On Thu, Jul 28, 2011 at 03:11, Anne van Kesteren <annevk@opera.com> wrote:
> HTML5 is mostly transport-layer agnostic.
>
HTML5 is transport-layer agnostic though it involves communication with
server in handling <a>, <form> element. The WebSocket API specifies much
detail of transport-layer. What does make this difference of philosophy in
building these specs? If the role of specs for browsers is to define what
mainstream modern browsers should behave like, we may mandate gzip for
HTTP somewhere. That's what I tried to mean by using the analogy.
> I am not sure why we are going through this theoretical side-quest on where
> we should state what browsers are required to implement from HTTP to
> function.
Please see my comment at the bottom half of
http://lists.w3.org/Archives/Public/public-webapps/2011JulSep/0498.html. I
don't intend to focus on the theoretical side-quest.

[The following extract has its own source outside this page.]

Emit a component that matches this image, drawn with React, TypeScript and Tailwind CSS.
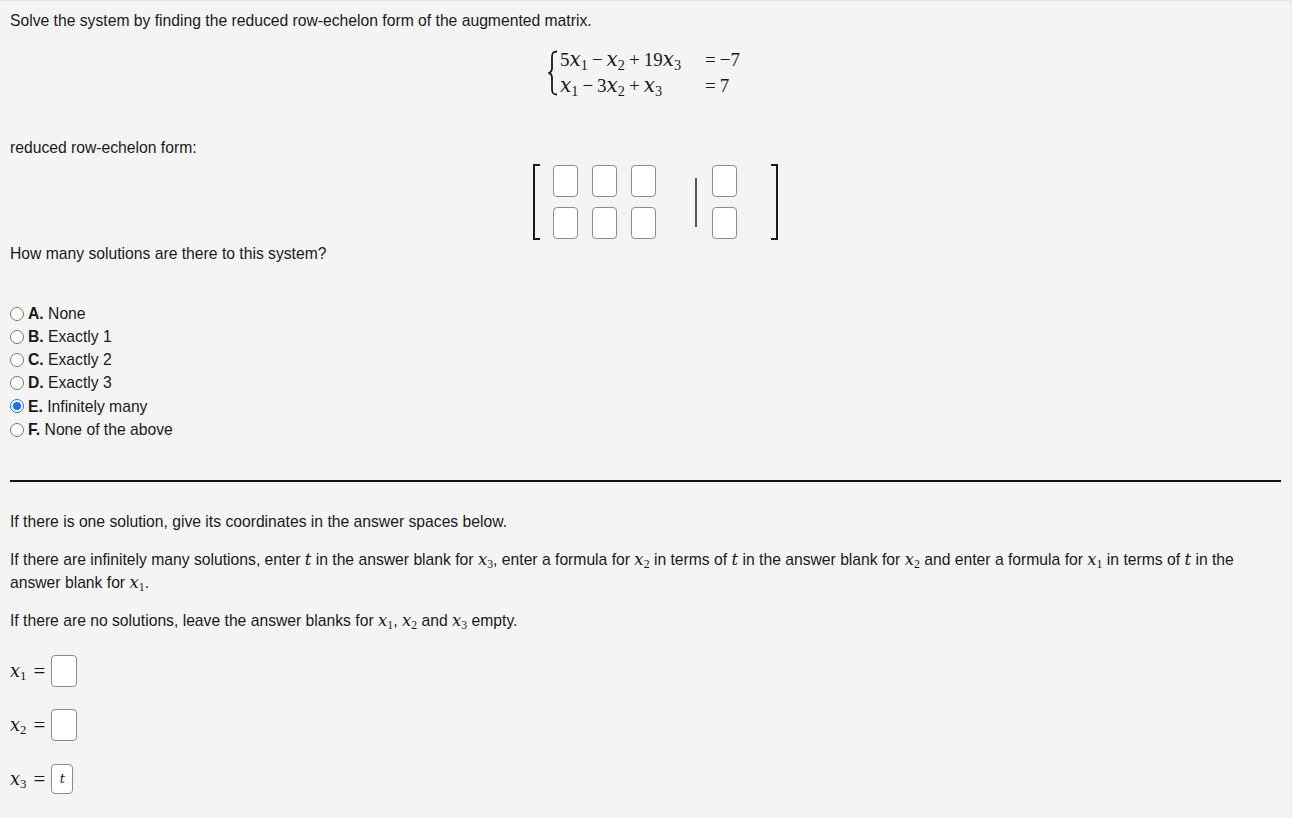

As I said, hearing your and Hixie's opinions, I now understand W3C/WHATWG's
position to require some good compression. It's acceptable. Banning
something considered to be bad is also fine. So, please ban deflate-stream
than requiring it. According to the reply from Hixie to my mail on
whatwg@whatwg.org
http://lists.whatwg.org/htdig.cgi/whatwg-whatwg.org/2011-July/032650.html,
one of the API spec's mission is considered to give clear/normative
guideline to browser developers how to implement WebSocket by saying Yes/No
on everything listed on the IETF spec. Require X / forbid X are used to make
it clear X is required or not required. For extensions listed in the core
spec, I may support this aggressive stance (use of forbid) to guide browser
developers without ambiguity.
But extending this aggressive stance beyond what not listed in the core spec
is too much, I think.
As far as, A, B, C,... S, T, U, ... cover what listed in the core spec, text
like this is enough, I believe.
- "A, B, C, ..." must be implemented
- "S, T, U, ..." must not be implemented
- any other extension are not required to be implemented.
No one knows what kind of extensions will finally be taken as the best for
WebSocket, yet. Without getting enough data and community support
by conducting live experiment, it's unreasonable to require method X and ban
the others. While conducting such experiments, user-agents are not standard
compliant. If W3C/WHATWG are confident that violating specs is the right way
to evolve specs, I'll stop arguing this. Yes, we'll make our browsers
standard non-compliant to seek the way to improve WebSocket.
> The HTTP protocol has its own set of problems and this is all largely
> orthogonal to what we should do with the WebSocket protocol and API.
>
Sure
> If you do not think this particular extension makes sense raise it as a
> last call issue with the WebSocket protocol and ask for the API to require
> implementations to not support it. Lets not meta-argue about this.
Yeah. Getting answer for the meta-argument is not my goal.